--- Start of COLLECTED MATERIAL ---
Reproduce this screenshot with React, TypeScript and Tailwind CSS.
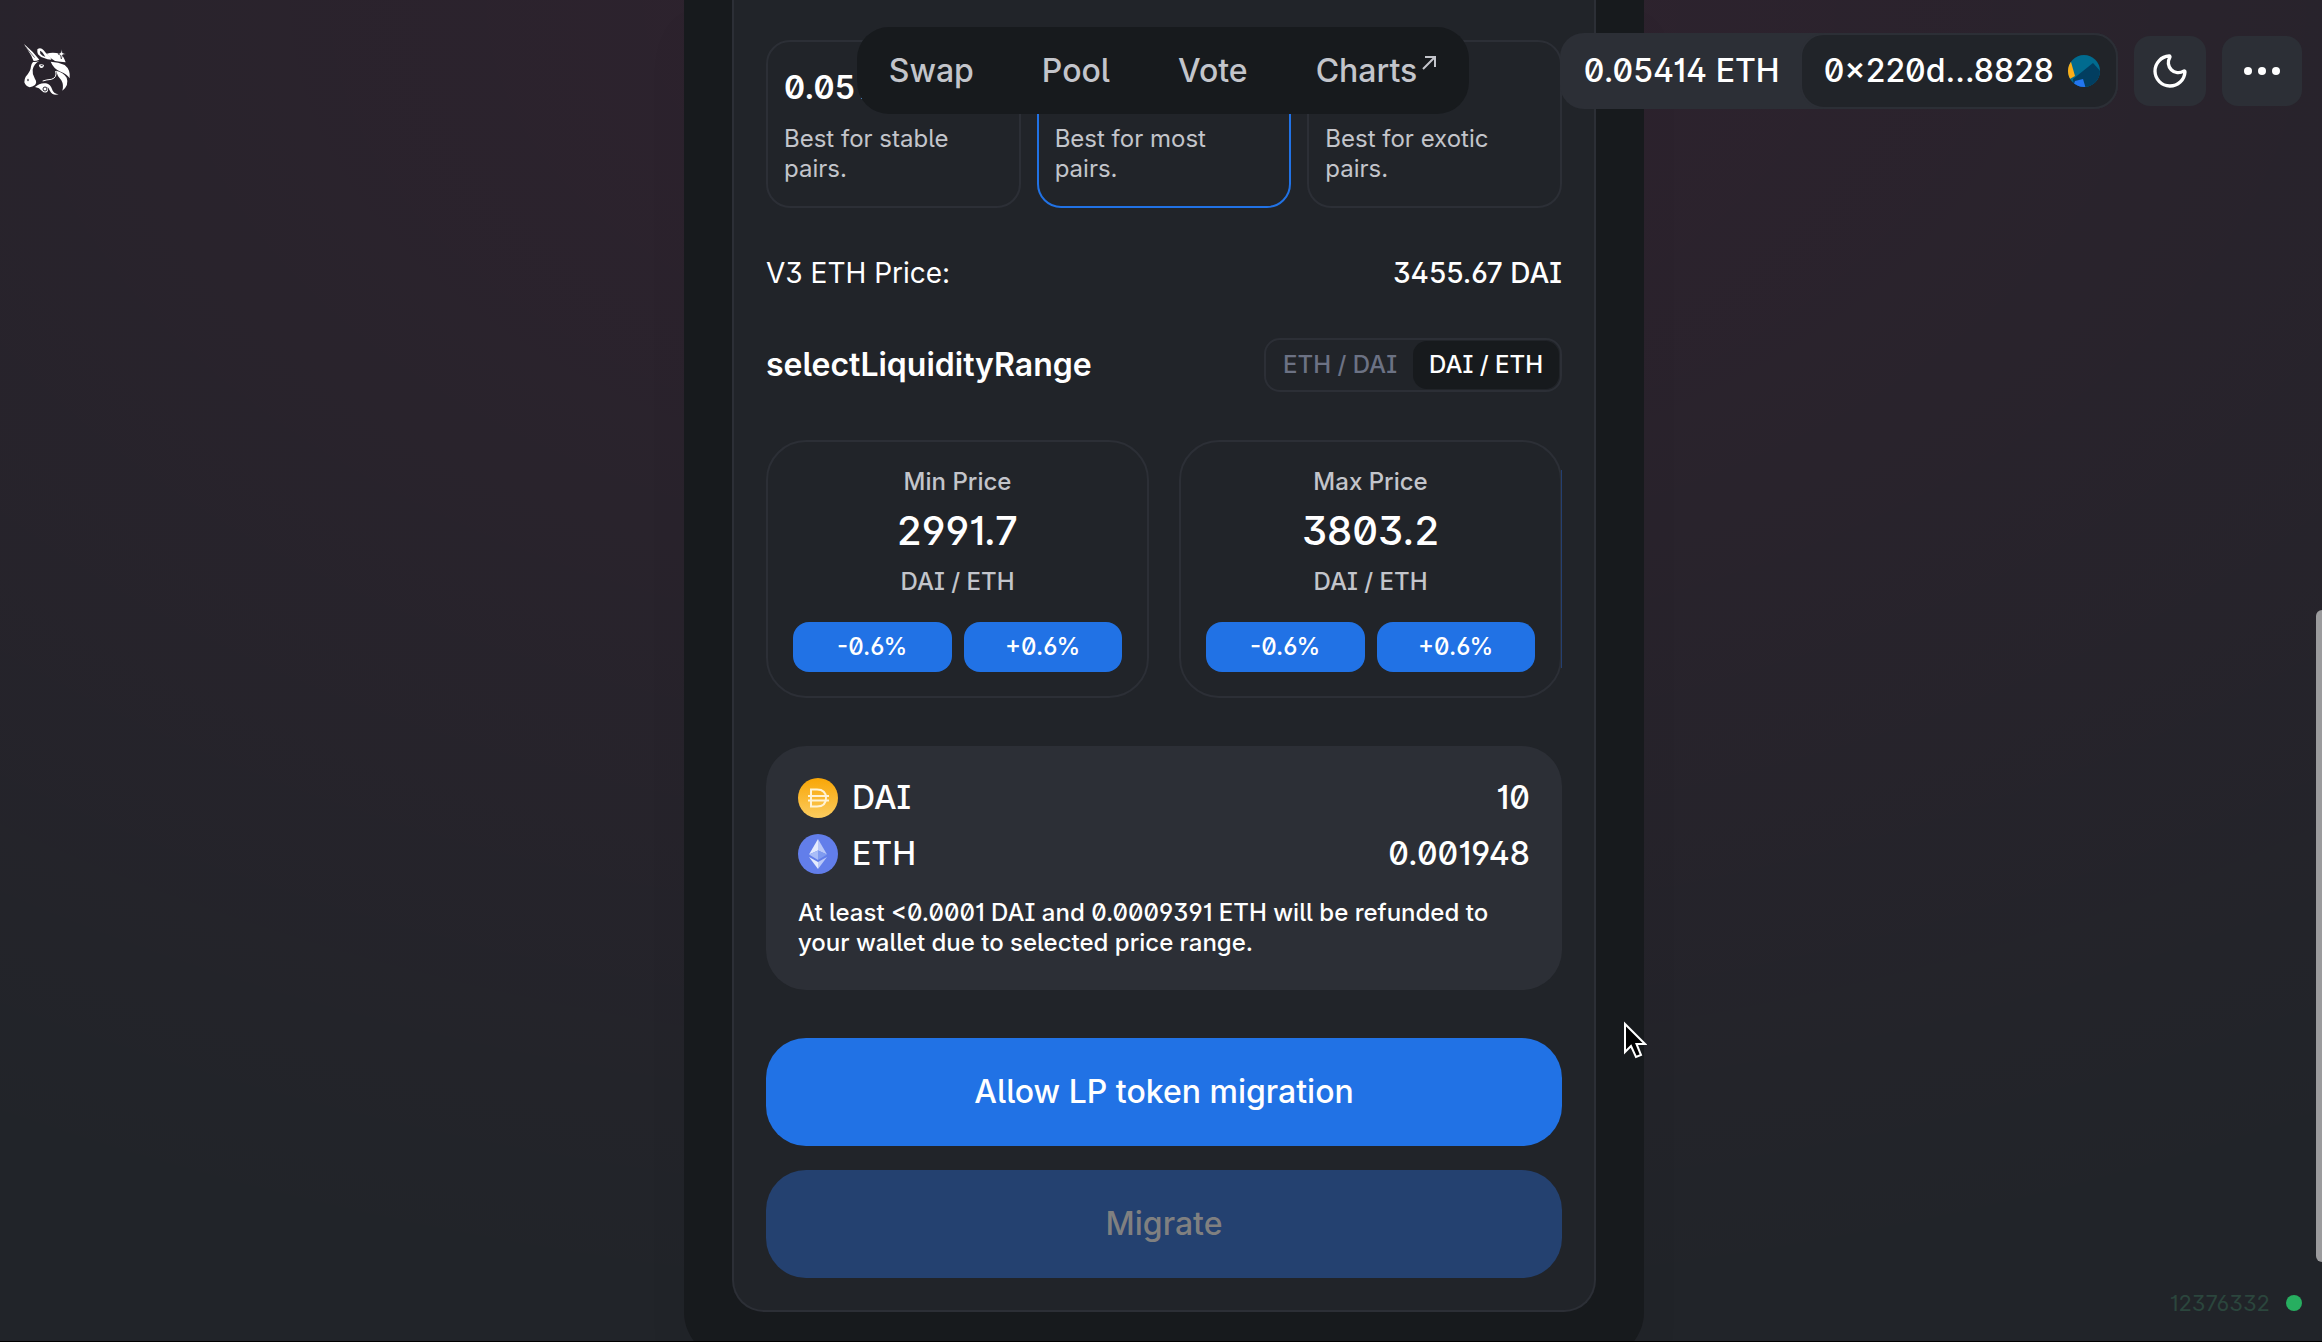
import type { ReactNode } from 'react'
import { Moon } from 'lucide-react'

const NAV_LINKS = ['Swap', 'Pool', 'Vote']

const FEES = [
  { name: '0.05% fee', title: '0.05%', text: 'Best for stable pairs.', selected: false },
  { name: '0.3% fee', title: '', text: 'Best for most pairs.', selected: true },
  { name: '1% fee', title: '', text: 'Best for exotic pairs.', selected: false },
]

function Logo() {
  return (
    <svg viewBox="24 0 144 192" className="h-16 w-12" fill="#fff">
      {/* horn and ear */}
      <path d="M24 15 Q52 38 70 62 Q62 66 53 66 Q49 58 46 50 Z" />
      <path d="M29 24 L56 56" stroke="#28252f" strokeWidth="2" />
      <path d="M64 31 Q74 24 83 34 Q88 42 99 50 Q104 55 106 62 Q94 62 84 57 Q72 54 66 46 Q63 38 64 31 Z" />
      <path d="M72 35 Q80 38 88 54 Q77 50 73 44 Z" fill="#28252f" />
      {/* mane */}
      <path d="M92 44 Q112 38 132 45 Q143 51 149 70 Q132 68 117 66 Q104 60 92 44 Z" />
      <path d="M137 30 L139 41 L149 45 L139 48 L136 60 L133 48 L126 45 L134 41 Z" stroke="#28252f" strokeWidth="2" />
      <path d="M104 68 Q128 69 146 78 Q164 92 161 118 Q152 104 134 98 Q113 90 104 68 Z" />
      <path d="M120 95 Q142 100 152 116 Q160 138 139 155 Q144 138 136 124 Q124 112 120 95 Z" />
      {/* face */}
      <path d="M51 69 Q61 70 70 66 Q54 74 50 92 Q48 106 57 120 Q64 130 57 138 Q49 143 41 145 Q29 142 25 130 Q25 120 29 113 Q44 98 45 82 Q46 74 51 69 Z" />
      <ellipse cx="36" cy="123" rx="2" ry="4" fill="#28252f" />
      <path d="M69 77 Q76 74 84 78 Q83 87 76 87 Q69 86 69 77 Z" />
      <path d="M74 80 h6" stroke="#28252f" strokeWidth="3" />
      <path d="M119 96 Q124 116 106 121 Q92 122 80 126" fill="none" stroke="#fff" strokeWidth="3" />
      {/* beard */}
      <path d="M57 144 Q72 130 90 133 Q104 137 108 150 Q112 165 128 166 Q108 170 102 156 Q98 145 91 142 Q100 150 94 158 Q86 164 78 156 Q70 146 57 144 Z" />
      <circle cx="87" cy="150" r="6" fill="none" stroke="#28252f" strokeWidth="3" />
    </svg>
  )
}

function DaiIcon() {
  return (
    <svg viewBox="0 0 40 40" className="size-10">
      <defs>
        <linearGradient id="dai" x1="0" y1="0" x2="0" y2="1">
          <stop offset="0" stopColor="#f9a606" />
          <stop offset="1" stopColor="#fbcc5f" />
        </linearGradient>
      </defs>
      <circle cx="20" cy="20" r="20" fill="url(#dai)" />
      <g fill="none" stroke="#fff3d6" strokeWidth="2">
        <path d="M13 11.500 h6 q9 0 9 8.500 q0 8.500 -9 8.500 h-6 z" />
        <path d="M10 18 h21 M10 22.500 h21" />
      </g>
    </svg>
  )
}

function EthIcon() {
  return (
    <svg viewBox="0 0 40 40" className="size-10">
      <circle cx="20" cy="20" r="20" fill="#627eea" />
      <path d="M20 5 L11 20.500 L20 16.500 Z" fill="#e4ebfd" />
      <path d="M20 5 L29 20.500 L20 16.500 Z" fill="#b9c8f8" />
      <path d="M11 20.500 L20 16.500 V26 Z" fill="#a9bdf7" />
      <path d="M29 20.500 L20 16.500 V26 Z" fill="#7f9bf0" />
      <path d="M11 23 L20 28 V35 Z" fill="#e4ebfd" />
      <path d="M29 23 L20 28 V35 Z" fill="#b9c8f8" />
    </svg>
  )
}

function Avatar() {
  return (
    <svg viewBox="0 0 32 32" className="size-8">
      <clipPath id="avatar">
        <circle cx="16" cy="16" r="16" />
      </clipPath>
      <g clipPath="url(#avatar)">
        <rect width="32" height="32" fill="#016b8f" />
        <path d="M25 8 L34 18 V34 H6 L5 24 Z" fill="#023e60" />
        <path d="M7 26 L15 24 L18 34 H4 Z" fill="#2376f0" />
        <path d="M-1 5 L3 7 L7 21 L0 25 Z" fill="#fcae16" />
      </g>
    </svg>
  )
}

function Header() {
  return (
    <header className="absolute inset-x-0 top-0 z-10 grid grid-cols-[1fr_auto_1fr] items-center pt-[27px] pr-5 pl-6">
      <a href="#home" aria-label="Home" className="w-12">
        <Logo />
      </a>
      <nav className="flex h-[87px] items-center gap-[68px] rounded-[32px] bg-[#171a1d] px-8 text-[32px] font-medium text-[#c3c5cb]">
        {NAV_LINKS.map((link) => (
          <a key={link} href={`#${link.toLowerCase()}`}>{link}</a>
        ))}
        <a href="#charts" className="flex items-center gap-0.5">
          Charts
          <svg viewBox="0 0 18 40" className="h-10 w-[18px]" fill="none" stroke="currentColor" strokeWidth="2">
            <path d="M4 18 L16 6 M6 6 H16 V16" />
          </svg>
        </a>
      </nav>
      <div className="flex items-center gap-4 justify-self-end">
        <div className="flex h-[76px] items-center rounded-3xl bg-[#2c2f36] pl-6 text-[32px] font-medium">
          <span className="pr-5">0.05414 ETH</span>
          <button className="flex h-[76px] items-center gap-[14px] rounded-3xl border-2 border-[#2c2f36] bg-[#212429] pr-4 pl-[22px]">
            0×220d...8828
            <Avatar />
          </button>
        </div>
        <button aria-label="Toggle theme" className="flex h-[70px] w-[72px] items-center justify-center rounded-2xl bg-[#2c2f36]">
          <Moon size={40} />
        </button>
        <button aria-label="More" className="flex h-[70px] w-20 items-center justify-center rounded-2xl bg-[#2c2f36]">
          <svg viewBox="0 0 36 8" className="h-2 w-9" fill="#fff">
            <circle cx="4" cy="4" r="4" />
            <circle cx="18" cy="4" r="4" />
            <circle cx="32" cy="4" r="4" />
          </svg>
        </button>
      </div>
    </header>
  )
}

interface FeeOptionProps {
  name: string
  title: string
  text: string
  selected: boolean
}

function FeeOption({ name, title, text, selected }: FeeOptionProps) {
  return (
    <button
      aria-label={name}
      className={`flex h-[168px] flex-col gap-4 rounded-3xl border-2 px-4 pt-[26px] text-left ${
        selected ? 'border-[#2172e5]' : 'border-[#2c2f36]'
      }`}
    >
      <span className="h-10 text-[32px] leading-10 font-semibold">{title}</span>
      <span className="w-48 text-2xl leading-[30px] text-[#c3c5cb]">{text}</span>
    </button>
  )
}

function StepButton({ children }: { children: ReactNode }) {
  return <button className="h-[50px] rounded-2xl bg-[#2172e5] text-2xl font-medium">{children}</button>
}

interface PriceCardProps {
  id: string
  label: string
  value: string
  active?: boolean
}

function PriceCard({ id, label, value, active }: PriceCardProps) {
  return (
    <div className="relative flex h-[258px] flex-col items-center rounded-[40px] border-2 border-[#2c2f36] px-[25px] pt-6">
      <label htmlFor={id} className="text-2xl leading-8 font-medium text-[#c3c5cb]">{label}</label>
      <input
        id={id}
        defaultValue={value}
        className="mt-2 h-[50px] w-full bg-transparent text-center text-[40px] font-medium outline-none"
      />
      <span className="mt-[10px] text-2xl leading-8 font-medium text-[#c3c5cb]">DAI / ETH</span>
      <div className="mt-6 grid w-full grid-cols-2 gap-3">
        <StepButton>-0.6%</StepButton>
        <StepButton>+0.6%</StepButton>
      </div>
      {active && <span className="absolute inset-y-7 -right-[2px] w-px bg-[#243f70]" />}
    </div>
  )
}

function TokenRow({ icon, symbol, amount }: { icon: ReactNode; symbol: string; amount: string }) {
  return (
    <div className="flex h-10 items-center gap-[14px] text-[32px] font-medium">
      {icon}
      <span>{symbol}</span>
      <span className="ml-auto">{amount}</span>
    </div>
  )
}

export default function App() {
  return (
    <div className="relative h-screen overflow-hidden border-b border-black bg-[#212429] bg-[radial-gradient(100vw_100vh_at_50%_0%,rgba(252,7,125,0.065),rgba(252,7,125,0))] pl-[6px] font-['Inter',sans-serif] text-white [font-feature-settings:'ss01','ss02','cv01','cv03']">
      <Header />

      <main className="mx-auto w-full max-w-[960px] rounded-b-[48px] bg-[#171a1d] px-12 pb-12 shadow-[0_32px_48px_rgba(0,0,0,0.04)]">
        <div className="flex flex-col gap-12 rounded-b-[32px] border-2 border-t-0 border-[#2c2f36] bg-[#212429] px-8 pt-10 pb-8">
          <div className="grid grid-cols-3 gap-4">
            {FEES.map((option) => (
              <FeeOption key={option.name} {...option} />
            ))}
          </div>

          <div className="flex items-center justify-between text-[28px] leading-[34px]">
            <span>V3 ETH Price:</span>
            <span className="font-medium">3455.67 DAI</span>
          </div>

          <div className="flex h-[54px] items-center justify-between">
            <h2 className="text-[32px] font-semibold">selectLiquidityRange</h2>
            <div className="flex h-[54px] rounded-2xl border-2 border-[#2c2f36] p-px text-2xl font-medium">
              <button className="px-4 text-[#6c7284]">ETH / DAI</button>
              <button className="rounded-[14px] bg-[#171a1d] px-4">DAI / ETH</button>
            </div>
          </div>

          <div className="grid grid-cols-2 gap-[30px]">
            <PriceCard id="min-price" label="Min Price" value="2991.7" />
            <PriceCard id="max-price" label="Max Price" value="3803.2" active />
          </div>

          <section className="flex h-[244px] flex-col gap-4 rounded-[40px] bg-[#2c2f36] p-8">
            <TokenRow icon={<DaiIcon />} symbol="DAI" amount="10" />
            <TokenRow icon={<EthIcon />} symbol="ETH" amount="0.001948" />
            <p className="mt-2 text-2xl leading-[30px] font-medium">
              At least &lt;0.0001 DAI and 0.0009391 ETH will be refunded to your wallet due to selected price range.
            </p>
          </section>

          <div className="flex flex-col gap-6 text-[32px] font-medium">
            <button className="h-[108px] rounded-[40px] bg-[#2172e5]">Allow LP token migration</button>
            <button disabled className="h-[108px] rounded-[40px] bg-[#244170] text-[#808080]">Migrate</button>
          </div>
        </div>
      </main>

      {/* block number */}
      <div className="absolute right-5 bottom-6 flex items-center gap-4 text-[22px] leading-7 text-[#2b463d]">
        12376332
        <span className="size-4 rounded-full bg-[#27ae60]" />
      </div>

      {/* scroll thumb */}
      <div className="absolute top-[610px] right-0 h-[652px] w-[6px] rounded-l-full bg-[#9b9b9d]" />

      {/* mouse pointer */}
      <svg viewBox="0 0 24 38" className="absolute top-[1021px] left-[1623px] h-[38px] w-6" fill="#000" stroke="#fff" strokeWidth="2">
        <path d="M2 3 V31 L8 25 L13 36 L18 34 L13.500 23 H22 Z" />
      </svg>
    </div>
  )
}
--- End of COLLECTED MATERIAL ---
PROBLEM TO WORK ON: Make an exact copy of the lines from the top of the material through the line with "const NAV_LINKS = ['Swap', 'Pool', 'Vote']", pictures excluded.

RESPONSE TO THE TASK:
Reproduce this screenshot with React, TypeScript and Tailwind CSS.
import type { ReactNode } from 'react'
import { Moon } from 'lucide-react'

const NAV_LINKS = ['Swap', 'Pool', 'Vote']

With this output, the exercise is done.